How to Use This Calculator Strategically

This calculator is designed for more than a single formula. It lets you compare add to cart events with product views or sessions, then connect those figures to checkout starts, purchases, and average order value. That makes it useful for several practical workflows:

  1. Weekly reporting: Track add to cart rate over time to catch merchandising or UX issues before they impact monthly revenue.
  2. A/B testing: Compare a control product page and a variant page by reviewing differences in add to cart rate and downstream checkout progression.
  3. Campaign analysis: If paid social traffic has a weak session-based add to cart rate, the landing page or audience may be misaligned.
  4. Revenue planning: Set a target add to cart rate and estimate how many more cart actions and purchases you need to hit revenue goals.

Common Mistakes in Add to Cart Rate Calculation

  • Using inconsistent date ranges across traffic, cart, and purchase data.
  • Comparing product-level rates with site-wide rates without noting the denominator.
  • Allowing duplicate event firing in analytics implementations.
  • Ignoring device-specific performance, especially mobile.
  • Focusing only on the average instead of product, category, or source-level segments.
  • Optimizing for add to cart rate alone without checking profitability, AOV, and final purchase rate.

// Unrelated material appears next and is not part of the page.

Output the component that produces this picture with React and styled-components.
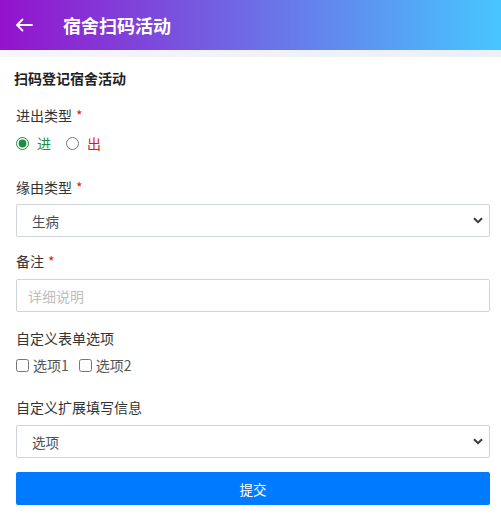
import React, { useState } from "react";
import styled, { createGlobalStyle } from "styled-components";

const GlobalStyle = createGlobalStyle`
  html, body {
    margin: 0;
    padding: 0;
    background: #ffffff;
    font-family: "Noto Sans CJK SC", "Noto Sans", sans-serif;
  }
  * { box-sizing: border-box; }
`;

const chevron =
  "url(\"data:image/svg+xml,%3Csvg xmlns='http://www.w3.org/2000/svg' width='10' height='7' viewBox='0 0 10 7'%3E%3Cpath d='M1 1.2l4 4 4-4' fill='none' stroke='%23343a40' stroke-width='2'/%3E%3C/svg%3E\")";

const Page = styled.div`
  width: 501px;
  min-height: 516px;
  background: #ffffff;
`;

const Header = styled.header`
  height: 50px;
  display: flex;
  align-items: center;
  padding-left: 14px;
  gap: 16px;
  background: linear-gradient(to right, #9412cc, #47c6ff);
  color: #ffffff;
`;

const BackButton = styled.button`
  width: 20px;
  height: 20px;
  padding: 0;
  border: none;
  background: none;
  display: flex;
  align-items: center;
  justify-content: center;
  color: #ffffff;
  margin-right: 13px;
`;

const HeaderTitle = styled.h1`
  margin: 0;
  font-size: 18px;
  font-weight: 700;
`;

const Strip = styled.div`
  height: 7px;
  background: linear-gradient(to right, #f5f6fa, #eceff7);
`;

const Form = styled.form`
  padding: 9px 11px 0 16px;
  display: flex;
  flex-direction: column;
`;

const FormTitle = styled.div`
  font-size: 14px;
  font-weight: 700;
  color: #222;
  margin-left: -2px;
  line-height: 24px;
  margin-bottom: 15px;
`;

const Group = styled.div`
  display: flex;
  flex-direction: column;
  margin-bottom: ${(p) => p.$gap || 16}px;
`;

const Label = styled.label`
  font-size: 14px;
  color: #333;
  line-height: 20px;
  margin-bottom: ${(p) => p.$mb || 7}px;
`;

const Star = styled.span`
  color: #e8151b;
  margin-left: 4px;
`;

const Row = styled.div`
  display: flex;
  align-items: center;
  gap: ${(p) => p.$gap || 10}px;
  height: 20px;
`;

const Choice = styled.label`
  display: flex;
  align-items: center;
  gap: ${(p) => p.$gap || 4}px;
  font-size: 14px;
  color: ${(p) => p.$color || "#555"};
`;

const Radio = styled.input`
  margin: 0;
  width: 13px;
  height: 13px;
  accent-color: #1e8e3e;
`;

const Check = styled.input`
  margin: 0;
  width: 13px;
  height: 13px;
`;

const Select = styled.select`
  appearance: none;
  width: 100%;
  height: 33px;
  border: 1px solid #ced4da;
  border-radius: 2px;
  padding: 0 30px 0 15px;
  font-family: inherit;
  font-size: 13.5px;
  color: #495057;
  background: #fff ${chevron} no-repeat right 6px center;
`;

const Input = styled.input`
  width: 100%;
  height: 33px;
  border: 1px solid #ced4da;
  border-radius: 2px;
  padding: 0 11px;
  font-family: inherit;
  font-size: 14px;
  color: #495057;
  &::placeholder {
    color: #bdbdbd;
  }
`;

const Submit = styled.button`
  width: 100%;
  height: 33px;
  border: none;
  border-radius: 2px;
  background: #007bff;
  color: #fff;
  font-family: inherit;
  font-size: 13.5px;
`;

export default function App() {
  const [dir, setDir] = useState("in");
  return (
    <Page>
      <GlobalStyle />
      <Header>
        <BackButton type="button" aria-label="back">
          <svg width="18" height="14" viewBox="0 0 18 14" fill="none" stroke="#fff" strokeWidth="1.8" strokeLinecap="round" strokeLinejoin="round">
            <path d="M17 7H2M7.5 1.5L2 7l5.5 5.5" />
          </svg>
        </BackButton>
        <HeaderTitle>宿舍扫码活动</HeaderTitle>
      </Header>
      <Strip />
      <Form onSubmit={(e) => e.preventDefault()}>
        <FormTitle>扫码登记宿舍活动</FormTitle>
        <Group $gap={24}>
          <Label $mb={8}>
            进出类型<Star>*</Star>
          </Label>
          <Row $gap={15}>
            <Choice $color="#1e8e3e" $gap={8}>
              <Radio type="radio" name="dir" checked={dir === "in"} onChange={() => setDir("in")} />
              进
            </Choice>
            <Choice $color="#e8151b" $gap={8}>
              <Radio type="radio" name="dir" checked={dir === "out"} onChange={() => setDir("out")} />
              出
            </Choice>
          </Row>
        </Group>
        <Group $gap={14}>
          <Label $mb={7}>
            缘由类型<Star>*</Star>
          </Label>
          <Select defaultValue="sick">
            <option value="sick">生病</option>
          </Select>
        </Group>
        <Group $gap={16}>
          <Label $mb={8}>
            备注<Star>*</Star>
          </Label>
          <Input placeholder="详细说明" />
        </Group>
        <Group $gap={22}>
          <Label $mb={7}>自定义表单选项</Label>
          <Row $gap={10}>
            <Choice>
              <Check type="checkbox" />
              选项1
            </Choice>
            <Choice>
              <Check type="checkbox" />
              选项2
            </Choice>
          </Row>
        </Group>
        <Group $gap={14}>
          <Label $mb={8}>自定义扩展填写信息</Label>
          <Select defaultValue="opt">
            <option value="opt">选项</option>
          </Select>
        </Group>
        <Submit type="submit">提交</Submit>
      </Form>
    </Page>
  );
}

Authoritative Reference Sources

Final Takeaway

Add to cart rate calculation is one of the clearest ways to measure buying intent in an ecommerce funnel. It bridges the gap between traffic and orders, helping you evaluate whether your product pages, merchandising strategy, and audience targeting are doing their job. The best teams do not treat it as a vanity metric. They connect it to checkout rate, abandonment, and revenue impact. If you improve add to cart rate while protecting purchase quality and average order value, you create a stronger and more scalable ecommerce business.